Brendan McConville, 40, and John Paul Wootton, 20, deny the murder of the policeman in March 2009.
A forensic scientist who examined the remains of two bullets found in the car that Constable Carroll was driving said the bullets were of Yugoslavian origin.
He said they had been manufactured in 1982 and were fired from the same gun.
He also examined spent cartridges found at the scene.
The scientist revealed that the gun had fired at least two bullets, had a Romanian foregrip and was slightly rusted on the inside.
He test-fired the weapon on a number of occasions to work out where it was fired from on the night that Constable Carroll was shot, and said his calculations pointed to a path which was to the back of the Lismore Manor estate.
He told the court that the firing-line was about 50m from where Constable Carroll's car was parked.
He said it was unlikely that wire fences surrounding the estate would have affected the direction of the bullets.

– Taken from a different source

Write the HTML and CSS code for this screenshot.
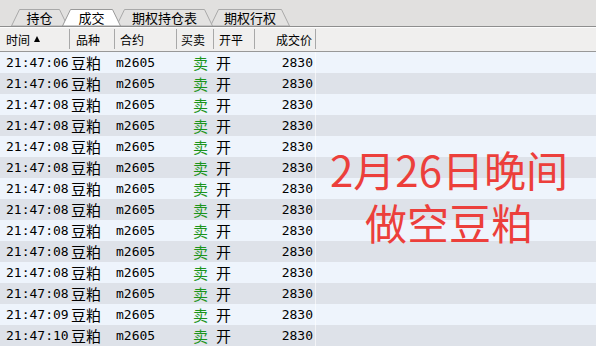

Later, under cross-examination by the defence QC, the doctor agreed that if any of the bullets had struck the chain-linked fencing, it "could have deflected the flight of the bullet".
However, the expert said he had examined the fencing and found no damage and in his "opinion the bullet had passed through the fencing".
On Wednesday the court heard from police officers who had carried out searches in the Craigavon area in the days after the killings and who found an AK47 wrapped in bin bags and hidden beneath the oil tank of a house in the Pinebank estate.
The prosecution claim that was the weapon used to kill Constable Carroll.
Mr Wootton's 39-year-old mother Sharon denies perverting the course of justice by removing a computer from her home following the shooting.
Constable Carroll, 48, was shot in the head after answering a 999 call with colleagues.
At the time, dissident republicans, the Continuity IRA, claimed they were responsible for the shooting.
Constable Carroll was the first police officer to be killed since the formation of the Police Service of Northern Ireland (PSNI).
He was a married man with children and from the Banbridge area of County Down. He had served in the police force for more than 24 years.